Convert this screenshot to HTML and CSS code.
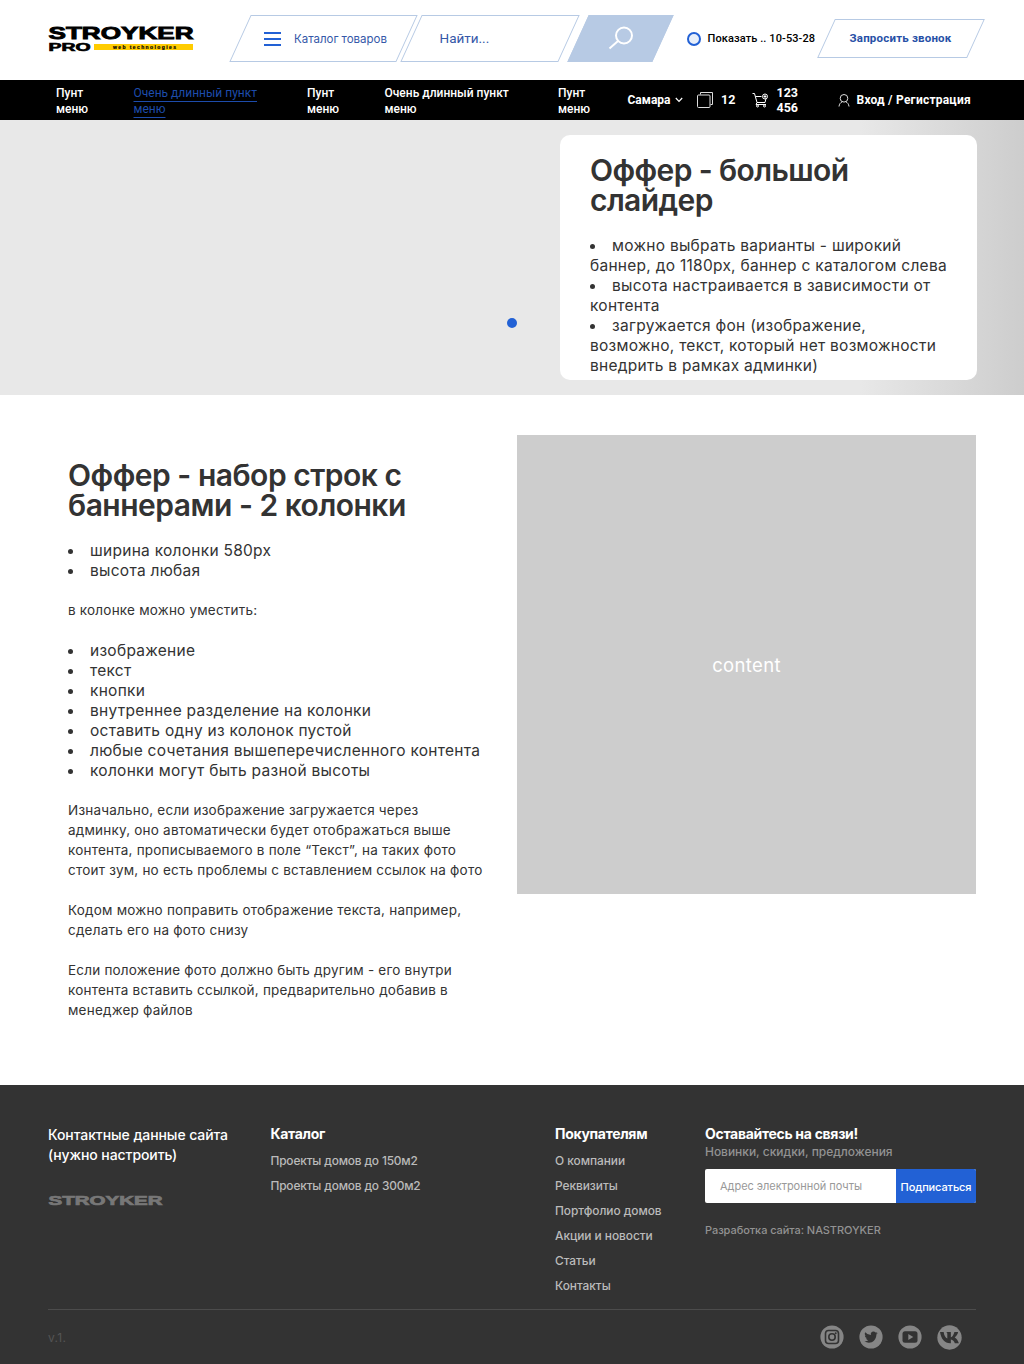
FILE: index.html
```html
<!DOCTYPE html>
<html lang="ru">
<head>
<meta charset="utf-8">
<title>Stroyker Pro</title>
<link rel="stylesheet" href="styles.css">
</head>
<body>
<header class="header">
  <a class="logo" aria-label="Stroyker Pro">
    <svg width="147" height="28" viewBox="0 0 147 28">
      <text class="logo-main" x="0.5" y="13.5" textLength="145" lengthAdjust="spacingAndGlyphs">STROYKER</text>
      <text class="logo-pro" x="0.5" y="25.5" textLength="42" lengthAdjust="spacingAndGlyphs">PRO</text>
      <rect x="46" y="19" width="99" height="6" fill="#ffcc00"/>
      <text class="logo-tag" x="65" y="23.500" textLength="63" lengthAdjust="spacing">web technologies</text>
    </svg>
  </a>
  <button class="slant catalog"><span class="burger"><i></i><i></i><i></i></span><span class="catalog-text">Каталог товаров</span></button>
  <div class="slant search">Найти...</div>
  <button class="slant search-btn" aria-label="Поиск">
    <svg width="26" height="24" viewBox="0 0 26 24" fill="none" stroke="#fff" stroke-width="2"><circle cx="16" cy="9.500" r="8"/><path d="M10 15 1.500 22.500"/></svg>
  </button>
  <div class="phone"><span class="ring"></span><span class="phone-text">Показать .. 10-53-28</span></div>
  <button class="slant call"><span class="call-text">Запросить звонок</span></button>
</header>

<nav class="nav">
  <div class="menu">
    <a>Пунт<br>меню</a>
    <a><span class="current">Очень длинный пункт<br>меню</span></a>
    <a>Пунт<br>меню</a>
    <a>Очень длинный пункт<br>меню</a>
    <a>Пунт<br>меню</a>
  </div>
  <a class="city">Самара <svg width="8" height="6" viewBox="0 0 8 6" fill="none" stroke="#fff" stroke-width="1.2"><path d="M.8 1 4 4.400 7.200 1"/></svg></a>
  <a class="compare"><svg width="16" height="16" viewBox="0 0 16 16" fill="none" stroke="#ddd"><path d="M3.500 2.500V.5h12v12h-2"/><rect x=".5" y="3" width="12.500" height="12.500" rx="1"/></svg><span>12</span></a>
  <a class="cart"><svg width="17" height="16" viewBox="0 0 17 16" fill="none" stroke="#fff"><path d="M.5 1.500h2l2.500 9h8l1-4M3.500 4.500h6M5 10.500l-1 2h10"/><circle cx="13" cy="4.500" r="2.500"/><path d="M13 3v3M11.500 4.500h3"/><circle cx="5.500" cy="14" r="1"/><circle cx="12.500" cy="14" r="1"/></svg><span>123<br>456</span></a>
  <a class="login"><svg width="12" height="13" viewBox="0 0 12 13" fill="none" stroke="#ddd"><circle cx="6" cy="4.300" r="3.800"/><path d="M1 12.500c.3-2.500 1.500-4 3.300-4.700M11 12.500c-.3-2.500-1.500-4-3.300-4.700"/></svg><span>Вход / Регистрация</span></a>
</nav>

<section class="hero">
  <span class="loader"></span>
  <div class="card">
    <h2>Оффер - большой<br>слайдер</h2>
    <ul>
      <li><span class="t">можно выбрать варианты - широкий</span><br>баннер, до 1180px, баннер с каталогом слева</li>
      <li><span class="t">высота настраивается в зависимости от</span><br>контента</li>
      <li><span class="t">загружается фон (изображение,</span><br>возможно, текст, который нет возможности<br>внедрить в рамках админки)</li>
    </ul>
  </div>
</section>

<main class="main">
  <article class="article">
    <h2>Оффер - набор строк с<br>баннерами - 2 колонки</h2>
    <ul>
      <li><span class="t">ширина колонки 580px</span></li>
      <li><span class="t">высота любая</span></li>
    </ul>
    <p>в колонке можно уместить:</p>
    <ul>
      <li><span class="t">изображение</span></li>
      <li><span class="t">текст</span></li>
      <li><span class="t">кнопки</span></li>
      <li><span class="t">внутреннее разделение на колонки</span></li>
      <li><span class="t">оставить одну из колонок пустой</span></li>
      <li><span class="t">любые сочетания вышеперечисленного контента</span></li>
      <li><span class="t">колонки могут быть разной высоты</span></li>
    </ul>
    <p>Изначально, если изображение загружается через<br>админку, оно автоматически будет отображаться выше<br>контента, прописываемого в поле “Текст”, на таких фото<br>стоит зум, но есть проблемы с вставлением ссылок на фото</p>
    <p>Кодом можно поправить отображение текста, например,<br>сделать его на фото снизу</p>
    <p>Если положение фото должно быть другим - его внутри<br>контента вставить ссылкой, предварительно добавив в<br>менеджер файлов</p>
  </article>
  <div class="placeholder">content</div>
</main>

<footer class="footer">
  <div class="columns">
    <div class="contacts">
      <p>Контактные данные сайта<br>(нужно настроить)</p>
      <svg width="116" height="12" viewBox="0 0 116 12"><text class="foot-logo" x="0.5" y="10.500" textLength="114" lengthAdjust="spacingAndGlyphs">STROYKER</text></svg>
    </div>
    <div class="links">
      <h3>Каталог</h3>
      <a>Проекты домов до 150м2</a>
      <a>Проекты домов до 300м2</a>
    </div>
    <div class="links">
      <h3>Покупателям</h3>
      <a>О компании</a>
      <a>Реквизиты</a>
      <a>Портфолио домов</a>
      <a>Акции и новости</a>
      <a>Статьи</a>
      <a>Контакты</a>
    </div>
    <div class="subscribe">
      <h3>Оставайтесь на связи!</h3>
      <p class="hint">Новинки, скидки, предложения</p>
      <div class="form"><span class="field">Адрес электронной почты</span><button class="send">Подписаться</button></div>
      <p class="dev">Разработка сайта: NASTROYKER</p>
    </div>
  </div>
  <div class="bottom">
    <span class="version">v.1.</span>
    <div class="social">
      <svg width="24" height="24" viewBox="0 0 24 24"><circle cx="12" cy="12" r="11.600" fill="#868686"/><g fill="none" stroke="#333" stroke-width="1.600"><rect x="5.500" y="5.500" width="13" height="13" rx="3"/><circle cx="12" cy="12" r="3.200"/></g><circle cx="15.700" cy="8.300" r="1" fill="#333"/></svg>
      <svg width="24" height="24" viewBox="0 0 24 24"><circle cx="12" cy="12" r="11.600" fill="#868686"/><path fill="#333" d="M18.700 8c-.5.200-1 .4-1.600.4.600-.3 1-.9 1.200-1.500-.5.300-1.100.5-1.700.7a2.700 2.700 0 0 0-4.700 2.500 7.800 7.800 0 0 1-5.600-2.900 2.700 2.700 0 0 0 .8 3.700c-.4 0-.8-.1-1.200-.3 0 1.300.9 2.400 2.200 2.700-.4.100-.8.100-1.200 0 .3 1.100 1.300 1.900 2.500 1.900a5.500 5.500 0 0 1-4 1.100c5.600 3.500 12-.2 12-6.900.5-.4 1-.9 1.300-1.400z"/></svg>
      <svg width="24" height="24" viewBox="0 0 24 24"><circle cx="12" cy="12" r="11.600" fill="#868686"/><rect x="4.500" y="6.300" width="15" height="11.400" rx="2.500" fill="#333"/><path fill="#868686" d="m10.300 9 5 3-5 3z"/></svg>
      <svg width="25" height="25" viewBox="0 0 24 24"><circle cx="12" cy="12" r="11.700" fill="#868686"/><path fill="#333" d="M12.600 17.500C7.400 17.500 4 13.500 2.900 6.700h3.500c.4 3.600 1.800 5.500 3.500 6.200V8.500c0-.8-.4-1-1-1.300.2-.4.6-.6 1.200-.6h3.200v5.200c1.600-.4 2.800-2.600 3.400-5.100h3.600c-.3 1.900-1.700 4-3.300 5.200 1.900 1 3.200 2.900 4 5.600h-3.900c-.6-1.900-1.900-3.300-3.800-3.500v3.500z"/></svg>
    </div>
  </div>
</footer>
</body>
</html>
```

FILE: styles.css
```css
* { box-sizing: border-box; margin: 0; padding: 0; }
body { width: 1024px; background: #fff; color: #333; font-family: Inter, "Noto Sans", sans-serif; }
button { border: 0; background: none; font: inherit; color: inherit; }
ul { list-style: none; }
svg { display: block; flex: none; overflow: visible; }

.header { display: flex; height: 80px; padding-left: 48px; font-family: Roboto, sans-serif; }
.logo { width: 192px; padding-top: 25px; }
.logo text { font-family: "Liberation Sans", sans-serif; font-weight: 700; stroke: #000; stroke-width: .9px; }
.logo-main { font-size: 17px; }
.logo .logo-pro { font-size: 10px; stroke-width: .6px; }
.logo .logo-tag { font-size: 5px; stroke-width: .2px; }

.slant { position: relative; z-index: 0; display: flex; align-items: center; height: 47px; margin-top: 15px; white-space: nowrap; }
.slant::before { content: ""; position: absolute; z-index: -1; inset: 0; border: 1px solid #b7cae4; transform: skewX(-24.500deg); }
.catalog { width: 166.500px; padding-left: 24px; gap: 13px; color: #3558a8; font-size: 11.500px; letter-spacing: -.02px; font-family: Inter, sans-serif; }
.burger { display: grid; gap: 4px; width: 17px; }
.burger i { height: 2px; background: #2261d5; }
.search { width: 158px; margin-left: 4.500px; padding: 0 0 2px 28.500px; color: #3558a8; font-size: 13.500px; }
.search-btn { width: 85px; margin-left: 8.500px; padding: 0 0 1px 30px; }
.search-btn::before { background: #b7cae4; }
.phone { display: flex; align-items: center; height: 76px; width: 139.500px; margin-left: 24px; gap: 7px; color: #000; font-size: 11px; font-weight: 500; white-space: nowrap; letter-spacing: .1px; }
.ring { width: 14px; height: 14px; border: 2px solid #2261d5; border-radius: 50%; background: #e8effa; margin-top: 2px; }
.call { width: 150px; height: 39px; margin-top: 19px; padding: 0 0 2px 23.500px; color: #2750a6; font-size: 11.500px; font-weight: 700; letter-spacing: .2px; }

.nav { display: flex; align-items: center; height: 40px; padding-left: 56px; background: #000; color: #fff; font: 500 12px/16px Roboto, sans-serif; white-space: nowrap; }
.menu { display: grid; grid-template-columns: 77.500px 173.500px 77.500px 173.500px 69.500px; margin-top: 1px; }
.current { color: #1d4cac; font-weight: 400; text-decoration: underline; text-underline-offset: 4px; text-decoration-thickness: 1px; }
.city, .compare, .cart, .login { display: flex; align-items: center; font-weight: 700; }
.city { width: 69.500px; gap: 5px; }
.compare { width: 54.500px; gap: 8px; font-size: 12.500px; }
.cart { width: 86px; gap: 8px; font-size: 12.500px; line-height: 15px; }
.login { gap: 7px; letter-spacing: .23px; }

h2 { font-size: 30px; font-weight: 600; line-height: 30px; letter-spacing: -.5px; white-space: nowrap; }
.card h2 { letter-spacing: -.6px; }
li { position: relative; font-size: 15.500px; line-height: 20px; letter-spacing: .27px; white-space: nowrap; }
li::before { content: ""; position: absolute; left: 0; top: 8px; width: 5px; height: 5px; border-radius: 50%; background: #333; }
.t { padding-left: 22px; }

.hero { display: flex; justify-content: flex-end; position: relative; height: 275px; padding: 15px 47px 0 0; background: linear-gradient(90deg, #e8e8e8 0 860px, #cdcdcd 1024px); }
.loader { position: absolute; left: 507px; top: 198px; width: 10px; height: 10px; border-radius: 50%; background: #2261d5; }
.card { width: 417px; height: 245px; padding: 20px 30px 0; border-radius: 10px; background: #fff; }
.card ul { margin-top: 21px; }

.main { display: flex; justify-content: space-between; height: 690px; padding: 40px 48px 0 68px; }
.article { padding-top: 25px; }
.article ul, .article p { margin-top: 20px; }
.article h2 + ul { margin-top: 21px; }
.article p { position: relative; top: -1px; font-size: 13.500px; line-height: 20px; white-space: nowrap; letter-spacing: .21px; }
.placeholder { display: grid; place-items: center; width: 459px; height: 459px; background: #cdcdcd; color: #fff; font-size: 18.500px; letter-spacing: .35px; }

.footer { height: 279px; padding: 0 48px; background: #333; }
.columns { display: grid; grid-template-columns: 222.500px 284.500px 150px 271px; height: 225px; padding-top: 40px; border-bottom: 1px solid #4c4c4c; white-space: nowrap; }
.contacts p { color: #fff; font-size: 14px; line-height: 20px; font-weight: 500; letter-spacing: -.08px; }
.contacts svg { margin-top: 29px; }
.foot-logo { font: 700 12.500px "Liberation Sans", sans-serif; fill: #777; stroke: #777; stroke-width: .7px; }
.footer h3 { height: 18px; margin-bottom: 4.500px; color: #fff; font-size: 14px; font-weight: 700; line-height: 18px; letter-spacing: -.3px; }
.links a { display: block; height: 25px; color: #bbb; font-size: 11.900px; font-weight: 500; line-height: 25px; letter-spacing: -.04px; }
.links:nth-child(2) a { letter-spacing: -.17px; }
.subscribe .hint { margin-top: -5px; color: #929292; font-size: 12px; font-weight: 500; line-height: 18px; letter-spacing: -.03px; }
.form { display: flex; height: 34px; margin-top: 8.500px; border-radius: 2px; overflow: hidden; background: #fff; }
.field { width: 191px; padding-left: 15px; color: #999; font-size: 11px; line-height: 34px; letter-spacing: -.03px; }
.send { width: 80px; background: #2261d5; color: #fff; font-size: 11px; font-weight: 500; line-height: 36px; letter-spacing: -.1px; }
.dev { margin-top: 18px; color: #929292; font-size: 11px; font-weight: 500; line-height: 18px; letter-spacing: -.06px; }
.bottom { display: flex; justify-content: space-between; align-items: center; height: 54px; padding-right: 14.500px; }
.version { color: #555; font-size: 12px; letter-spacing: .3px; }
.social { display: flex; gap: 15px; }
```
---
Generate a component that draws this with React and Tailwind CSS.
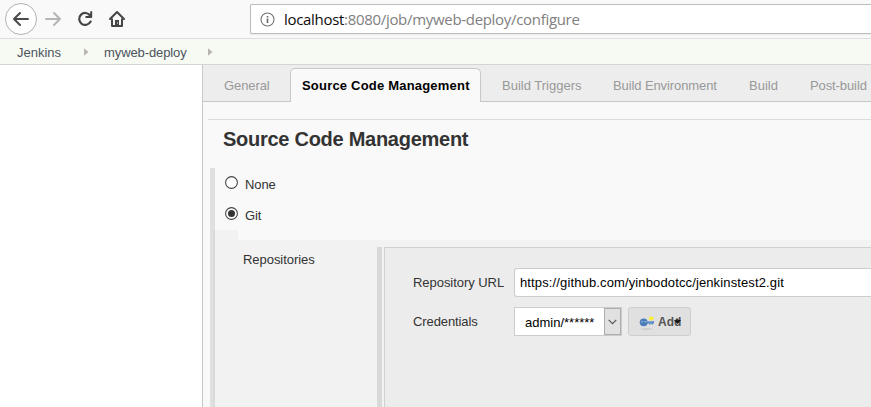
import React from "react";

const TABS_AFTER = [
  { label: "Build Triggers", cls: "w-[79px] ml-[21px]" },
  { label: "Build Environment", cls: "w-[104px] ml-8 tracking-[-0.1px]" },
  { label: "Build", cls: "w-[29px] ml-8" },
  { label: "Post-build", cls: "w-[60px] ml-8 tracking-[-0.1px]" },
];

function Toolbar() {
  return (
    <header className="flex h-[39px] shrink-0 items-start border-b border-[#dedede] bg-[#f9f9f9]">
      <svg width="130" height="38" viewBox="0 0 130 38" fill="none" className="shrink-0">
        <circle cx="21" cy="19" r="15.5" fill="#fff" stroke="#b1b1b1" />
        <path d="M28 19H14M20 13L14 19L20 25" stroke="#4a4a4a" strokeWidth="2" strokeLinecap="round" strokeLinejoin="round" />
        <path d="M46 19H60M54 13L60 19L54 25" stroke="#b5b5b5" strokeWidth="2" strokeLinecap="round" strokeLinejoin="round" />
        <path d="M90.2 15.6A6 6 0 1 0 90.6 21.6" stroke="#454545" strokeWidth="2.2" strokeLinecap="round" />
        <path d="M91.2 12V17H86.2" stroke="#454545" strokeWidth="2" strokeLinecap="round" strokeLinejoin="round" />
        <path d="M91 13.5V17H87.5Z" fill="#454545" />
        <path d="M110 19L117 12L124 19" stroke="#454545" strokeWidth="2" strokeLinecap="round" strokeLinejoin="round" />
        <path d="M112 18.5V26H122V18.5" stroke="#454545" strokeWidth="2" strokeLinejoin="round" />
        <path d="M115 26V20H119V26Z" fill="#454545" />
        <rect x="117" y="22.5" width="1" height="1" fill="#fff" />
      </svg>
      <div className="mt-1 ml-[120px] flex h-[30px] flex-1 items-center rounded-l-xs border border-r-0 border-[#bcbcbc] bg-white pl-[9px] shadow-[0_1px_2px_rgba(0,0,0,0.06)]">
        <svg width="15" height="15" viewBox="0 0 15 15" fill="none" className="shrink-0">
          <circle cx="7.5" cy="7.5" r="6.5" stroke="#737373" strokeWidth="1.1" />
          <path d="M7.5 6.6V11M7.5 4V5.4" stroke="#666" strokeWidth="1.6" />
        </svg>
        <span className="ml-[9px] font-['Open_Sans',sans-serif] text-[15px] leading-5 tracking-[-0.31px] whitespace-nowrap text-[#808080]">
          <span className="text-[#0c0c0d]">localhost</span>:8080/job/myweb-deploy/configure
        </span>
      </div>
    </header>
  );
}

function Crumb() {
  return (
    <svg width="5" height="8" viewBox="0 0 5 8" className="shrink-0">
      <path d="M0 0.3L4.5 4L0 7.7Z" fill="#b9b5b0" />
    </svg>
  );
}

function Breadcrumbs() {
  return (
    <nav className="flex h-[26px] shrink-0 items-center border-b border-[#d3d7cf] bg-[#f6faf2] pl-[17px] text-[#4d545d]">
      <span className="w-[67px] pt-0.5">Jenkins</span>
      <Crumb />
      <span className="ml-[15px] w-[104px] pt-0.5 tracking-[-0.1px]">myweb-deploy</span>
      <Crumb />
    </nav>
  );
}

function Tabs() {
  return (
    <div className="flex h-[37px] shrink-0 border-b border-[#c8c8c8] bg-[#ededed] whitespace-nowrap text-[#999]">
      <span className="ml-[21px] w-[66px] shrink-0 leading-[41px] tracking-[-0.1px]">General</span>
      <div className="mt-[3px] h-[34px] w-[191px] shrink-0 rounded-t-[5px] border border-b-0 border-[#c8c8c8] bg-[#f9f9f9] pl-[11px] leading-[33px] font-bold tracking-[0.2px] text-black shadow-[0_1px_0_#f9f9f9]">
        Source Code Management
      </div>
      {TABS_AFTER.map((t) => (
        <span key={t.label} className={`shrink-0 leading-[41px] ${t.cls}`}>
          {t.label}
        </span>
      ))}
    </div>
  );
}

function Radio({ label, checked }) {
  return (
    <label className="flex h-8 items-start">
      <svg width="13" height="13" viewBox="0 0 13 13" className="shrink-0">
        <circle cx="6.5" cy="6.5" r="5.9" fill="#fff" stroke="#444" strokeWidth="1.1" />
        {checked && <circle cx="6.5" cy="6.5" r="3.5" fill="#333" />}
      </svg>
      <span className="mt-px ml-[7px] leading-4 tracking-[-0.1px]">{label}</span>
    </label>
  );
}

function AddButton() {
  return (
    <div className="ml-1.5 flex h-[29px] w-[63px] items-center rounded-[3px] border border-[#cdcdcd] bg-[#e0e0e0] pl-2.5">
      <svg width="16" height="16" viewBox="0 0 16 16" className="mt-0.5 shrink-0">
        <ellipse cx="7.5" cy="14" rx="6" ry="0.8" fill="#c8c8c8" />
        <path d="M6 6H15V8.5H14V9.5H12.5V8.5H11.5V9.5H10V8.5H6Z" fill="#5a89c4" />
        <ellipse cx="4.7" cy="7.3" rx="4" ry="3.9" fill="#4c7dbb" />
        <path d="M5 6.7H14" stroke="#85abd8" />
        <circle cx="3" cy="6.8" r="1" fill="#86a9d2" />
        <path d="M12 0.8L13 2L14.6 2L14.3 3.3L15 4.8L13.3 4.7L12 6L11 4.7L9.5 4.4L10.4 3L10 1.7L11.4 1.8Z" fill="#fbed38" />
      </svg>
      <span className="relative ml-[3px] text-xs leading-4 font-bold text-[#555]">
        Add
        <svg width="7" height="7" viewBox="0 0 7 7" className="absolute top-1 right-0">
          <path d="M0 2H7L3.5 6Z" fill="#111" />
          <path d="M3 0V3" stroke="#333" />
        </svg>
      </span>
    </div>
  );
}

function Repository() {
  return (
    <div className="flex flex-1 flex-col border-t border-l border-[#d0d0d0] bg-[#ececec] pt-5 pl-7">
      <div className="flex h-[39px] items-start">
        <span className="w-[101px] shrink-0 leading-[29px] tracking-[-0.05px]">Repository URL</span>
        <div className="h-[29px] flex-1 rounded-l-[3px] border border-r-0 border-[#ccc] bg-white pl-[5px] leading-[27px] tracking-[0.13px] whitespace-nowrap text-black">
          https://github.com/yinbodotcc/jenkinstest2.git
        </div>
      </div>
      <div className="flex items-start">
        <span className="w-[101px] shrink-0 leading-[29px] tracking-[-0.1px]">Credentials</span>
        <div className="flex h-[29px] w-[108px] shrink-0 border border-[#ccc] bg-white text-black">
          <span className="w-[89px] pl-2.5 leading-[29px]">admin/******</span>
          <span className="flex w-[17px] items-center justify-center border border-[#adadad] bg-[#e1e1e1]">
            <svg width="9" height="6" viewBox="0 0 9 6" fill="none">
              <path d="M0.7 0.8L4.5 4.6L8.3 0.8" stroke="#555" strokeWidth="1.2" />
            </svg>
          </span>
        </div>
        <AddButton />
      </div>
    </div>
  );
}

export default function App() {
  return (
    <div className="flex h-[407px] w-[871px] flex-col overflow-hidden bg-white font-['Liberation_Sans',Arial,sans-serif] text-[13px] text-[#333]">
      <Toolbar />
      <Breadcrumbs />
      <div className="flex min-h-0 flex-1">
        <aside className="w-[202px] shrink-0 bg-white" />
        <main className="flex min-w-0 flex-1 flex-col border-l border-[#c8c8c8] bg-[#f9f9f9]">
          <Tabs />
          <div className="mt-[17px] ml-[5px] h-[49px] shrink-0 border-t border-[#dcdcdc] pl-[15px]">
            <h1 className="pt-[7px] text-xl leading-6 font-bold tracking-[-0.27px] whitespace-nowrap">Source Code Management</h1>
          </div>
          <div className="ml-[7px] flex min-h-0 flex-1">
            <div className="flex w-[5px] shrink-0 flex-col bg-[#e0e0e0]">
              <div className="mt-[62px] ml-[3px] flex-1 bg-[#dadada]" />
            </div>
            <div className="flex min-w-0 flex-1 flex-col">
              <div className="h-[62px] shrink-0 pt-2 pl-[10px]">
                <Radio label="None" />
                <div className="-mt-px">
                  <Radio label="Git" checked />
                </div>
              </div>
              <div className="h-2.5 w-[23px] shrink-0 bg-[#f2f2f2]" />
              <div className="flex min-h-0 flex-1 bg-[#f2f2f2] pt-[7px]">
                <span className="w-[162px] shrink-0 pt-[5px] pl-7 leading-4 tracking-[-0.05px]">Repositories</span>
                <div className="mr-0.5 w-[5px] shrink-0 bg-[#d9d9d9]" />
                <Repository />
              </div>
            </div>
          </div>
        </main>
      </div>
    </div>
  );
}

Task details → Your answer should be a single number: how many lines in the data above include "React"?

Full output → 2